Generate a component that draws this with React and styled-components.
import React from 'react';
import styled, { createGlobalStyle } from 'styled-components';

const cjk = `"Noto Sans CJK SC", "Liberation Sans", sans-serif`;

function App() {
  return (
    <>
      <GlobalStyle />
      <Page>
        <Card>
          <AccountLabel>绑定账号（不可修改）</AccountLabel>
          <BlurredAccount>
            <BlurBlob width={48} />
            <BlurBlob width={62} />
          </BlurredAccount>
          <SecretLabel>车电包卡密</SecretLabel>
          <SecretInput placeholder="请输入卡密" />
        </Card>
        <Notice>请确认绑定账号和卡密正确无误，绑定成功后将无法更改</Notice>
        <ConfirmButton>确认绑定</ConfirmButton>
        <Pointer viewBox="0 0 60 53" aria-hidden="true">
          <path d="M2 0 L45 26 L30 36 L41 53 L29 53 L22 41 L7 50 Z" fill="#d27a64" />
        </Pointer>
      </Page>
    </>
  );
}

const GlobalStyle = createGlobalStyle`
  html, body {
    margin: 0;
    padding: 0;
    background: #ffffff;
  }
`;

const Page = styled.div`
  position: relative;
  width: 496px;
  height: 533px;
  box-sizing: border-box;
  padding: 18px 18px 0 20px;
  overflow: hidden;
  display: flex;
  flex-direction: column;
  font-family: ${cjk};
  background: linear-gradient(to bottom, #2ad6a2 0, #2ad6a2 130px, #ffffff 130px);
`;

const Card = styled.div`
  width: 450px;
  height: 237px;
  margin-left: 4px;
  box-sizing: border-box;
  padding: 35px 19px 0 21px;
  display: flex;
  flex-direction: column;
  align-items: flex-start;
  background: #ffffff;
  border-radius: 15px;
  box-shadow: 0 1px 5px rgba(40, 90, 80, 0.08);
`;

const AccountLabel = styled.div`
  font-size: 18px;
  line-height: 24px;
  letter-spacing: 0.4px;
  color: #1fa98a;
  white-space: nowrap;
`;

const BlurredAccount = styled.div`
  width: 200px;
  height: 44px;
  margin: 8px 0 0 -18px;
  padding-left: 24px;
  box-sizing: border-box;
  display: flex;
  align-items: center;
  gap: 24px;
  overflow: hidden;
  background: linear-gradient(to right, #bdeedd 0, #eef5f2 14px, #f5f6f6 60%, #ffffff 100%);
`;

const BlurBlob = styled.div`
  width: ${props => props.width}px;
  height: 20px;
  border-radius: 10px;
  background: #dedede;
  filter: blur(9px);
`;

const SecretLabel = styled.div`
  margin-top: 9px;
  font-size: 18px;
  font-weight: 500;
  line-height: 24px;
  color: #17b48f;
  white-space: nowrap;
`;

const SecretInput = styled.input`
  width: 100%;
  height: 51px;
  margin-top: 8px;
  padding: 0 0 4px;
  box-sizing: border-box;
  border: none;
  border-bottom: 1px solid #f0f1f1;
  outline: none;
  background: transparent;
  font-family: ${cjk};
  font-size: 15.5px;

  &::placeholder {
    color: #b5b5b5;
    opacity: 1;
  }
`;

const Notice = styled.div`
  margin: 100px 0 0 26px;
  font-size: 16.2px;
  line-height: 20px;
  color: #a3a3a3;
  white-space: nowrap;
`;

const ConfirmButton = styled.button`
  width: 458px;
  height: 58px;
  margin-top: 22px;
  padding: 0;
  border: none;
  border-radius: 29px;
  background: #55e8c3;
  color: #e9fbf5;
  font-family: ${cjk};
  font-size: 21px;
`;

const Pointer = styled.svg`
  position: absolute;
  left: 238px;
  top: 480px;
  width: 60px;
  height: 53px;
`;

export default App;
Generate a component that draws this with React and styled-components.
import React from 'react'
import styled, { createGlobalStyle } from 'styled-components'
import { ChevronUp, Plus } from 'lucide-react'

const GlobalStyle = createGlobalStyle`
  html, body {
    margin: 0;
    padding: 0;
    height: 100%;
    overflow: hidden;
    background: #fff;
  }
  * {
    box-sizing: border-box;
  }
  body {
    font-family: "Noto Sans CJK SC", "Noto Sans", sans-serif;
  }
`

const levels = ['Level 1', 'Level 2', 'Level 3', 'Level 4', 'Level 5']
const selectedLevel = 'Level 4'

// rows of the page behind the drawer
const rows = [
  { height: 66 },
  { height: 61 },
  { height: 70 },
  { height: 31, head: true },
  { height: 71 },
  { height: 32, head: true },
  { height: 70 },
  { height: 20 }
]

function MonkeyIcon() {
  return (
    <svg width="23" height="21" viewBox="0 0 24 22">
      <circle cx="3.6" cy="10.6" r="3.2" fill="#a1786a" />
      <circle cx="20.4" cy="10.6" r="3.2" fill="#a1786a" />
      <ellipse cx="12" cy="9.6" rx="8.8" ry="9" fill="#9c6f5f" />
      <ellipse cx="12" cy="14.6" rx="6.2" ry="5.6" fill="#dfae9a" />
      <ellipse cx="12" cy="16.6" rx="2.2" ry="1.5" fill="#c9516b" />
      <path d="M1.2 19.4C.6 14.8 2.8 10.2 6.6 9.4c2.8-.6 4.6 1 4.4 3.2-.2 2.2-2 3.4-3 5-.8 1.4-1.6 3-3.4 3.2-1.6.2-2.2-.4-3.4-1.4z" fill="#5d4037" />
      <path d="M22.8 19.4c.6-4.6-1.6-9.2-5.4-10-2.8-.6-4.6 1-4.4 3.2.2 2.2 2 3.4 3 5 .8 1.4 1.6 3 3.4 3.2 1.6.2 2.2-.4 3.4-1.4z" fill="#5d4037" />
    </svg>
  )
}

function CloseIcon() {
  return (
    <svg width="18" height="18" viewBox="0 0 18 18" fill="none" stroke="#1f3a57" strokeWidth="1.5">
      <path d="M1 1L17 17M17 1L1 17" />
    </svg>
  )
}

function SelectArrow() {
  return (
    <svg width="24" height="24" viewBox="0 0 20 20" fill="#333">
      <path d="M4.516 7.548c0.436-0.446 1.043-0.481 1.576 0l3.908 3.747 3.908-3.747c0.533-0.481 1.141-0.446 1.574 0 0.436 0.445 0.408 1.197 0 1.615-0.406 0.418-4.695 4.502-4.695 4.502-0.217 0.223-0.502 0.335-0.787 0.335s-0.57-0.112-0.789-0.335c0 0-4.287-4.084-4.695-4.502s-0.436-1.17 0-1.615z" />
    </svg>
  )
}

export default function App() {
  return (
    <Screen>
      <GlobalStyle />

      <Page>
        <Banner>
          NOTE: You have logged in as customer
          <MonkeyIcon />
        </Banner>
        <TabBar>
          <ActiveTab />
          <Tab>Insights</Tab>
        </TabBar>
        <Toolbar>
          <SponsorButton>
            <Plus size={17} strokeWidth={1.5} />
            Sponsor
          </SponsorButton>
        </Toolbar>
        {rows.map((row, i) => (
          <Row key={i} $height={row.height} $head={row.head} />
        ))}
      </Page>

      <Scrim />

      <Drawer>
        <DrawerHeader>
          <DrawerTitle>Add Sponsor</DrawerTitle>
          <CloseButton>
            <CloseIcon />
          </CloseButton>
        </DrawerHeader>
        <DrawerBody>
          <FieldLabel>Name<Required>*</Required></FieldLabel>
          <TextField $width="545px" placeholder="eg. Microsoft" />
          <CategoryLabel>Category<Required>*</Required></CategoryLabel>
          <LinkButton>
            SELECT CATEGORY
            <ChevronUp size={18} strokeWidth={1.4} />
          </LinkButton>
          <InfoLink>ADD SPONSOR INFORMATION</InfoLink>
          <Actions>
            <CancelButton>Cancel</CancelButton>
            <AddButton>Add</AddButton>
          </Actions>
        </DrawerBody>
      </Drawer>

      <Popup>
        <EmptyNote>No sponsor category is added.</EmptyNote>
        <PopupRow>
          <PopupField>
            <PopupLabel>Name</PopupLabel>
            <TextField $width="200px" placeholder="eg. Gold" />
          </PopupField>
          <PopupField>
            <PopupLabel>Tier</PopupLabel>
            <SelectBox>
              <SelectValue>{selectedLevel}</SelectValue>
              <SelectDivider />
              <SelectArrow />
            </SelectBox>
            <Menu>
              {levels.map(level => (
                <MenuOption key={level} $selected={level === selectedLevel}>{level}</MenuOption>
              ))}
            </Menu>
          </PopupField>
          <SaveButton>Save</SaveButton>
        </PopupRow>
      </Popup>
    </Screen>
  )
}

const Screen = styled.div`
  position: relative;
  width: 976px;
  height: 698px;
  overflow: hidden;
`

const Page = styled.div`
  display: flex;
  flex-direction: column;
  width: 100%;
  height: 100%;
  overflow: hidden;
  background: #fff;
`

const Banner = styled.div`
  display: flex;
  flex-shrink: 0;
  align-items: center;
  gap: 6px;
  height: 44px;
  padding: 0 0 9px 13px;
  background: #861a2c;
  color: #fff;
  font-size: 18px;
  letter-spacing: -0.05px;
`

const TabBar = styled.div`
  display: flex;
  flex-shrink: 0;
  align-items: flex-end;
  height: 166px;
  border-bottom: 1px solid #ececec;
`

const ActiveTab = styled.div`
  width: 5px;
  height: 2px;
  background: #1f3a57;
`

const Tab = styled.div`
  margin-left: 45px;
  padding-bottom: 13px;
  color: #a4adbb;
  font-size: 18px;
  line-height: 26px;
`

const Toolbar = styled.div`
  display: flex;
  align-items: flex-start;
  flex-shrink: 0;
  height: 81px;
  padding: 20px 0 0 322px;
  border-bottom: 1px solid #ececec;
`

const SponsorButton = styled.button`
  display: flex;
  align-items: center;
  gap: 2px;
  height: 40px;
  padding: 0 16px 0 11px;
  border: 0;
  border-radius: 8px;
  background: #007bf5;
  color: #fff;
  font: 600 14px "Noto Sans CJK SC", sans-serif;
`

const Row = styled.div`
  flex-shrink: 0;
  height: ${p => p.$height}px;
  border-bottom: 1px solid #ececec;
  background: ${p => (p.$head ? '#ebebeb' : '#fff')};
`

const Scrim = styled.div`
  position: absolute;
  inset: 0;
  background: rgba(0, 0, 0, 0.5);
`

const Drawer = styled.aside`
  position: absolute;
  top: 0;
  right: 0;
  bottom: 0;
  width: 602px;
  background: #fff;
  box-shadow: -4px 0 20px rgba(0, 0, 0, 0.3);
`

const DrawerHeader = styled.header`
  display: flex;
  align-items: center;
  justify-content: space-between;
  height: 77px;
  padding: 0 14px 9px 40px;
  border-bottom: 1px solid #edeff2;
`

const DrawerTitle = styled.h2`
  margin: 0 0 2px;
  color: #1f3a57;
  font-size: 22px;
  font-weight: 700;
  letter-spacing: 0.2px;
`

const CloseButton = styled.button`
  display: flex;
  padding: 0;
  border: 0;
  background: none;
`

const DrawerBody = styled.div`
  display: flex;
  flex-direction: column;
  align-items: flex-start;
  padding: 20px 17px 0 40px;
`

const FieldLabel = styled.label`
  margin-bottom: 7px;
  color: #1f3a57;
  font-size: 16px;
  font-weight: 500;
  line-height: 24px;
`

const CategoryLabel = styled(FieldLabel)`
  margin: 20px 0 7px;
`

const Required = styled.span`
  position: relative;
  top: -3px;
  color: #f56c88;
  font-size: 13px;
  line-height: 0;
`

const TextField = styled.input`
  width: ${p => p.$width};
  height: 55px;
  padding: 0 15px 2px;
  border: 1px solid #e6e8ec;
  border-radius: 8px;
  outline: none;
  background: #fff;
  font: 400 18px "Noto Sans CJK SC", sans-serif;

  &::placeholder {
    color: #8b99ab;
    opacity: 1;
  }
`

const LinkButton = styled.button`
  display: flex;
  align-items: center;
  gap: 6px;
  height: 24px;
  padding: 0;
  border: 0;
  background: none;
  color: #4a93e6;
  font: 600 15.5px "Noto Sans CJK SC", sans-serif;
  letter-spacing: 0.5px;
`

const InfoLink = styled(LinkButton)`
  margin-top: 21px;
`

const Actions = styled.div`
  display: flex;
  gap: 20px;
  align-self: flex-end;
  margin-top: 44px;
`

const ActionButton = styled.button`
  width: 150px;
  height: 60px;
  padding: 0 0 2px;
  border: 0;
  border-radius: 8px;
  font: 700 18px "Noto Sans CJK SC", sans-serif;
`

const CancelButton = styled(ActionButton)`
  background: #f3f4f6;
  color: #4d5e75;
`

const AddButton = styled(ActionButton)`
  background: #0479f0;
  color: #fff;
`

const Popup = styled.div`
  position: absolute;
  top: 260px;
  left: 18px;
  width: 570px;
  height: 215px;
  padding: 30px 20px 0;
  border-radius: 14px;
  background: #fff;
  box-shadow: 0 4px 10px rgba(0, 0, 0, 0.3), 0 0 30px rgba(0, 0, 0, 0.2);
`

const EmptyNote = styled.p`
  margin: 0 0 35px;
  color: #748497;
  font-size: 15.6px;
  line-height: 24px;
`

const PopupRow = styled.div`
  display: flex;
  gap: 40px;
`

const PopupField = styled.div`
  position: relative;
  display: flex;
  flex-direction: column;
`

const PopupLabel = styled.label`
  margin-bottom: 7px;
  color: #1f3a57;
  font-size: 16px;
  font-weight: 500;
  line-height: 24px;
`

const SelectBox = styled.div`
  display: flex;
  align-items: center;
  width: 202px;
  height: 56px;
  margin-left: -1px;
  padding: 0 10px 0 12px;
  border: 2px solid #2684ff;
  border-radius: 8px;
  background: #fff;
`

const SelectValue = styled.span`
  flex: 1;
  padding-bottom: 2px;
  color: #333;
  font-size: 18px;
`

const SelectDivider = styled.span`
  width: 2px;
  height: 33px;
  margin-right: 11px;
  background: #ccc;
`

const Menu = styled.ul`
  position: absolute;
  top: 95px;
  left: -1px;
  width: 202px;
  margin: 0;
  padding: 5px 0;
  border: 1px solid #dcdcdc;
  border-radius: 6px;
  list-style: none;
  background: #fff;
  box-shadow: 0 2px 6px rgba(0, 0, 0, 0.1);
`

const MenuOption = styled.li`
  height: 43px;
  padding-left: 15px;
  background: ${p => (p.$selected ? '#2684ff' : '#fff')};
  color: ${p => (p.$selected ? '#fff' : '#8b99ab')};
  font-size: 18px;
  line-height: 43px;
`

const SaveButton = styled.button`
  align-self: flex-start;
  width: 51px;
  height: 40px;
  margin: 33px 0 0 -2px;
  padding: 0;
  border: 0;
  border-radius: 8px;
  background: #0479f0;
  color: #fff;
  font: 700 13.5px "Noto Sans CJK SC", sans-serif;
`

========================

- _Directions_: Return only those lines of the records that contain the string "components".

- _Result of this exercise_:
Generate a component that draws this with React and styled-components.
import styled, { createGlobalStyle } from 'styled-components';
Generate a component that draws this with React and styled-components.
import styled, { createGlobalStyle } from 'styled-components'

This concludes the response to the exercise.